Years have passed (hate it when that happens). Most of our faves are dead now, except for Clover and Benjamin the Donkey, who are getting pretty old. However, no animals have ever gotten to retire. Nobody remembers Snowball, or the revolution, and only a few remember Boxer. Napoleon and Squealer have both grown up to be pretty, um, hefty.
Sometimes animals are brought in from other farms, but they generally aren’t the sharpest tools in the box. The windmill has been finished, but it’s used to mill corn (which = $$$), instead of used to heat stalls or make the animals lives easier. The many pigs and dogs on the farm are chubby and happy and never seem to do much work, even though Squealer, with a cheeseburger in each hoof, explains that they are actually really busy writing things called ‘reports’ and ‘papers,” which they have to cover with lots of tiny words and then burn (we’ve all been there). The farm, overall, seems more prosperous than ever, but the animals on the farm live life the way it’s always been: they are generally hungry, they work a lot, in winter they’re cold, and in the summer there are flies.

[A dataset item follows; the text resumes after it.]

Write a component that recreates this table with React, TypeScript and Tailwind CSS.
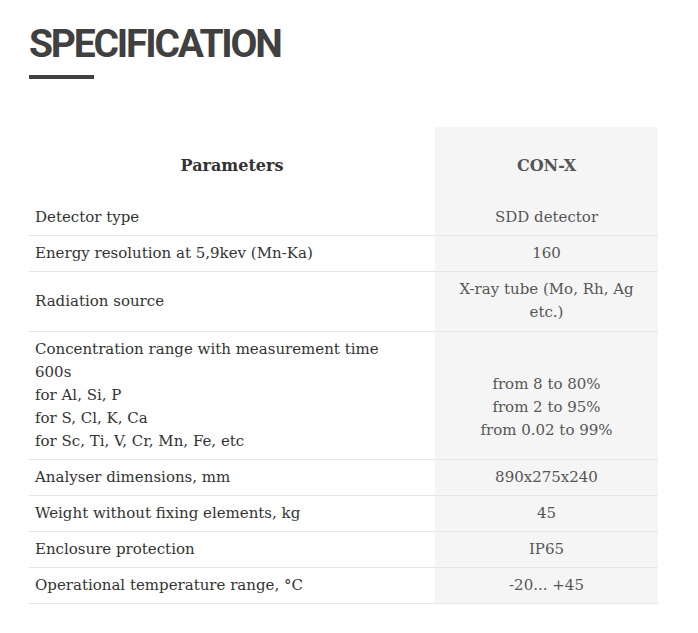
const rows: { label: string[]; value: string[] }[] = [
  { label: ["Detector type"], value: ["SDD detector"] },
  { label: ["Energy resolution at 5,9kev (Mn-Ka)"], value: ["160"] },
  { label: ["Radiation source"], value: ["X-ray tube (Mo, Rh, Ag", "etc.)"] },
  {
    label: [
      "Concentration range with measurement time",
      "600s",
      "for Al, Si, P",
      "for S, Cl, K, Ca",
      "for Sc, Ti, V, Cr, Mn, Fe, etc",
    ],
    value: ["\u00a0", "from 8 to 80%", "from 2 to 95%", "from 0.02 to 99%"],
  },
  { label: ["Analyser dimensions, mm"], value: ["890x275x240"] },
  { label: ["Weight without fixing elements, kg"], value: ["45"] },
  { label: ["Enclosure protection"], value: ["IP65"] },
  { label: ["Operational temperature range, °C"], value: ["-20... +45"] },
];

const App = () => {
  return (
    <div className="min-h-screen bg-white pl-[29px] pt-[22px]">
      {/* Title */}
      <h1 className="font-['Roboto',sans-serif] text-[39px] font-bold leading-[44px] tracking-[-2.2px] text-[#404040]">
        SPECIFICATION
      </h1>
      <div className="mt-[9px] h-[4px] w-[65px] bg-[#404040]" />

      {/* Spec table */}
      <table className="mt-[48px] w-[629px] border-collapse font-['DejaVu_Serif',serif] text-[15px] leading-[23px]">
        <thead>
          <tr>
            <th className="h-[73px] w-[406px] pt-[3px] text-center text-[16px] font-bold text-[#333]">Parameters</th>
            <th className="h-[73px] bg-[#f5f5f5] pt-[3px] text-center text-[16px] font-bold text-[#555]">CON-X</th>
          </tr>
        </thead>
        <tbody>
          {rows.map((row, i) => (
            <tr key={i} className="border-b border-[#e6e6e6]">
              <td className="px-[6px] py-[6px] align-middle text-[#333]">
                {row.label.map((l, j) => (
                  <div key={j}>{l}</div>
                ))}
              </td>
              <td
                className={`bg-[#f5f5f5] px-[6px] pt-[6px] text-center align-middle text-[#555] ${
                  row.value.length === 2 ? "pb-[7px]" : "pb-[6px]"
                }`}
              >
                {row.value.map((v, j) => (
                  <div key={j}>{v}</div>
                ))}
              </td>
            </tr>
          ))}
        </tbody>
      </table>
    </div>
  );
};

export default App;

But most importantly—they live on Animal Farm! The greatest farm to ever farm! The only one, anywhere, owned and operated by animals! Fresh, local, artisan, organic…FARM PARTY TIME!
Then one day, Squealer leads all the sheep to work in a distant field. They stay there for a week. Squealer says he’s teaching them a new song. At the end of the week, the animals are walking back to the barn when they hear Clover scream. They see a terrifying sight: Squealer, walking on two legs! In fact, all the pigs are walking on two legs— and worst of all, Napoleon carries a whip.
Just as all the animals are about to finally break into protest—because honestly, this is horrific—the sheep start bleating their new jam: “Four legs good, two legs better! Four legs good, two legs better!”
At the same time, Clover and Benjamin notice that on the wall of the barn, the commandments have been changed. In fact, there’s just one commandment now, in huge letters, and I bet you’ve heard it before:
ALL ANIMALS ARE EQUAL, BUT SOME ANIMALS ARE MORE EQUAL THAN OTHERS.
After this, the pigs start doing all sorts of human stuff, like buyingmagazines, wearing clothes, and binge-watching Pretty Little Liars. This is a bad sign, I’m pretty sure.
A few days later, the pigs invite some humans, including neighbor Mr. Pilkington, over for drinks and card games. All the animals creep up to the house and spy through the window. The humans tell the pigs that they are impressed: the pigs just sooooo good at running the farm. They have their animals working harder, and for less food, than any of the animals on their own farms. Pilkington then handily sums up Orwell’s metaphor: “If you have your lower animals to contend with, we have our lower classes!”
Basically the tagline of the book here, folks. Animals = lower classes.
Napoleon thanks the farmer for his nice words, and then tells them that there will be some changes. They won’t call one another Comrade anymore. They won’t have a flag with a horn and hoof on it. They will no longer honor Old Major. And, record scratch: Animal Farm will change its name…to Manor Farm.
As the humans and pigs talk, the rest of the animals, watching through the window, slowly come to a final, disturbing realization: they can’t tell which are the pigs and which are the humans. Just as the communist leaders turned out to resemble the tsars and emperors, the pigs have turned out just like Farmer Jones.
And that’s it, tadpoles. I mean, we all saw this coming—you’re supposed to, after all, it’s based on a true story—but it’s still pretty chilling. Some questions to ponder as we try to recover / make a scrapbook depicting all the good times we had with Benjamin the Donkey: What sneaky sneakeries did Snowball and Napoleon use to rise to power? It’s easy to walk away from this book thinking, “Snowball should have been in charge instead.” Question that impulse: would it really have been better? Is that what Orwell wanted? Why is this book presented as a fairy tale? What would be lost if Orwell just wrote a straight-up essay?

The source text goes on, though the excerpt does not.